Hi Antoine,
Thanks for posting this, and sorry for the delayed reply!
I've known about a possibility to optimize asyncio Protocols for a while. I noticed that `Protocol.data_received()` requires making one extra copy of the received data when I was working on the initial version of uvloop. Back then my main priority was to make uvloop fully compatible with asyncio, so I wasn't really thinking about improving asyncio design.
Let me explain the current flaw of `Protocol.data_received()` so that other people on the list can catch up with the discussion:
1. Currently, when a Transport is reading data, it uses `sock.recv()` call, which returns a `bytes` object, which is then pushed to `Protocol.data_received()`. Every time `sock.recv()` is called, a new bytes object is allocated.

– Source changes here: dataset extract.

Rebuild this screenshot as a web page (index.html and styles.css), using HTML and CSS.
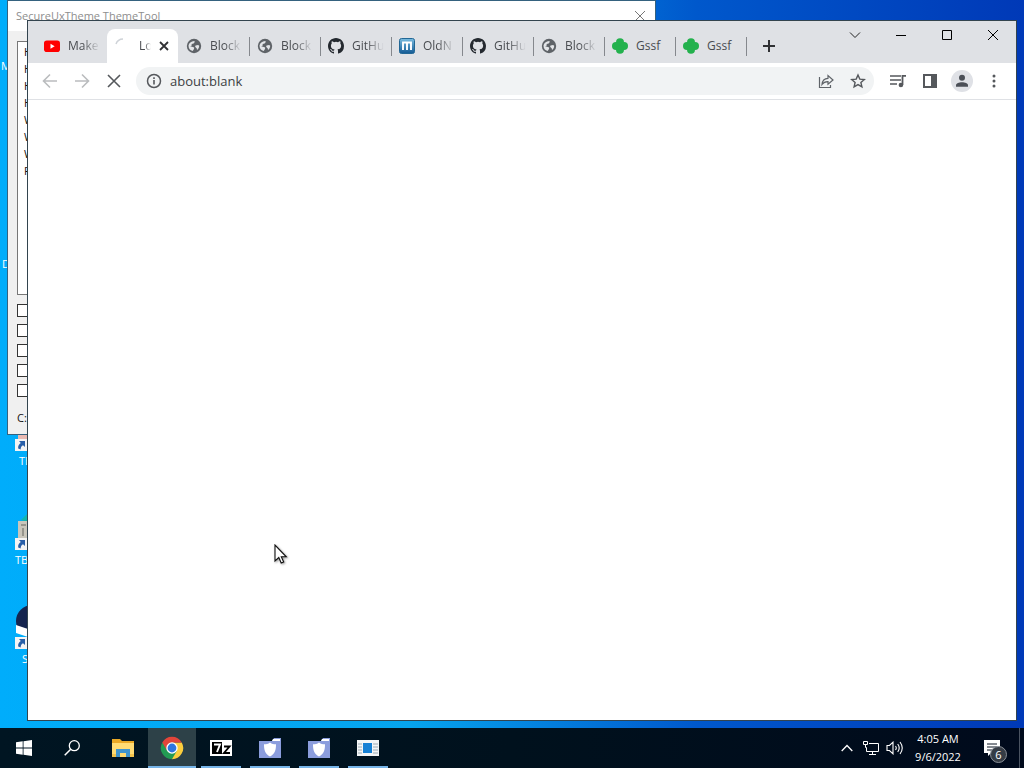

2. Typically, protocols need to accumulate bytes objects they receive until they have enough buffered data to be parsed. Usually a `deque` is used for that, less optimized code just concatenates all bytes objects into one.
3. When enough data is gathered and a protocol message can be parsed out of it, usually there's a need to concatenate a few buffers from the `deque` or get a slice of the concatenated buffer. At this point, we've copied the received data two times.
I propose to add another Protocol base class to asyncio: BufferedProtocol. It won't have the 'data_received()' method, instead it will have 'get_buffer()' and 'buffer_updated(nbytes)' methods:
class asyncio.BufferedProtocol:
def get_buffer(self) -> memoryview:
pass
def buffer_updated(self, nbytes: int):
pass
When the protocol's transport is ready to receive data, it will call `protocol.get_buffer()`. The latter must return an object that implements the buffer protocol. The transport will request a writable buffer over the returned object and receive data *into* that buffer.
When the `sock.recv_into(buffer)` call is done, `protocol.buffer_updated(nbytes)` method will be called. The number of bytes received into the buffer will be passed as a first argument.
I've implemented the proposed design in uvloop (branch 'get_buffer', [1]) and adjusted your benchmark [2] to use it. Here are benchmark results from my machine (macOS):
vanilla asyncio: 120-135 Mb/s
uvloop: 320-330 Mb/s
uvloop/get_buffer: 600-650 Mb/s.
The benchmark is quite unstable, but it's clear that Protocol.get_buffer() allows to implement framing way more efficiently.
I'm also working on porting asyncpg library to use get_buffer(), as it has a fairly good benchmark suite. So far I'm seeing 5-15% speed boost on all benchmarks. What's more important is that get_buffer() makes asyncpg buffer implementation simpler!
I'm quite happy with these results and Ipropose to implement the get_buffer() API (or its equivalent) in Python 3.7. I've opened an issue [3] to discuss the implementation details.